Still, we could make good time on it and we soon rolled into Tin Hut, a private hut run by Longslip Station and not by DOC. The hut was surrounded by flattened tent flies and ground sheets, that big group I was talking about earlier using the time to dry everything out in the late morning sun. An excellent idea, my brain concluded after an oddly long amount of time, taking my own tent out to dry and having an early lunch whilst I waited.

Tin Hut (not DOC)

This is also where I’d say farewell to Matt, Melly, and Oli as theyvwanted to take an alternative route up Melina Ridge. Yes, their primary reason was just so Melly could say she’d climbed a ridge that shares her name. I stuck with the true TA route which took a 4WD track up to Martha Saddle. It was a big climb, but thankfully for me my feet are better at climbing things than a 4WD’s tyres. What exactly am I taking about? Have I finally lost the plot? No, it’s just that a track designed to carry cars can only get so steep, which is good news for me.

Ugh, at least it isn’t steep

That meant I actually got a few switchbacks on the way up and not the typical “straight line, damn the gradient” mentality to track construction. It was still tough and I got into a routine of blasting up a small section of the climb, stopping for half a minute, then continuing. Probably not the most efficient, but it worked for me.

What is it that makes craggy mountain peaks so attractive?

Nearing the top, even the tussock stopped growing, leaving me in a desolate rocky world. Motivation now rising as I could now see the top of the saddle, I pressed on and used the last of my energy reserves to get to the top where I was greeted by many a hiker, a bit of wind, and Tititea/Mt Aspiring.

Oh hello Tititea

The other hikers left soon after and I was left to myself and the 2 bars of mobile reception I had. Risky I know, I could’ve accidentally spent way too much time scrolling through all the messages I’d missed. The wind had other ideas, however. It didn’t take long for me to get rather cold, forcing me to saddle up and get back on the move down to the Timaru River. Happily, the path descended down nicely, with many a switchback giving me a view of the other walkers ahead of me.

Switchbacks? Surely not…

When you find a good path on the TA, enjoy it. They won’t last forever. The rest of today was one such nice path, albeit one without any markers at all. No arrows, no poles, not even any cairns. I just had to keep one eye on the path, making sure I didn’t lose it. That wasn’t difficult, thousands of TA hikers from past seasons had made a well-trodden trail.

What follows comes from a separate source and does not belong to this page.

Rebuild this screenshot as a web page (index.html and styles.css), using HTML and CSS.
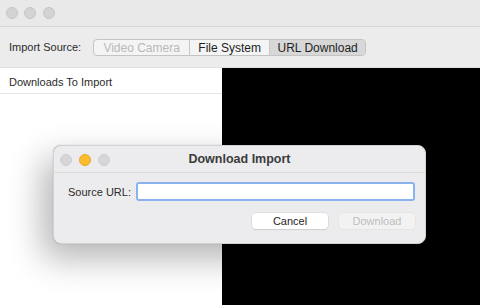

Another day, another river valley

It took just 2 hours to cover the 8 km from the saddle to Top Timaru Hut, although it did take a minute to find it. It’s located just below the main trail passing by the toilet.

Hut #33

If it looks new, that’s because it was renovated in 2011 after being originally constructed in 1962. Only 6 beds, but with a nice dry room out front and plenty of windows to let in the natural light. There’s no fireplace, but it’s so well insulated that you really don’t need one. I was perfectly warm all night. Oh yes, I got the final bed in the hut, sharing the space with 5 other hikers, only one of whom I had briefly met on trail. That was Rob, a Brit who’s been living in Auckland for close to 2 decades now. With him were one other Brit – Lily – and 3 Kiwis: Alan, Boris, and Janet. Now I’m normally the baby of any hiker group I’ve been with on the trail, but this time there was no question about it. Apart from Lily, the rest were all in their mid 40s or older. I didn’t mind in the slightest. What that meant was that the evening’s conversation revolved mostly around their experiences back around my age, and oh boy did they have some stories to share. My party will have camped somewhere about 1 km down the trail where the Melina Ridge track rejoins Te Araroa. I’ll catch up with them tomorrow morning. In the meantime, I have a comfy bed to attend to. Sadly it’s not a blue mattress, but it’ll do.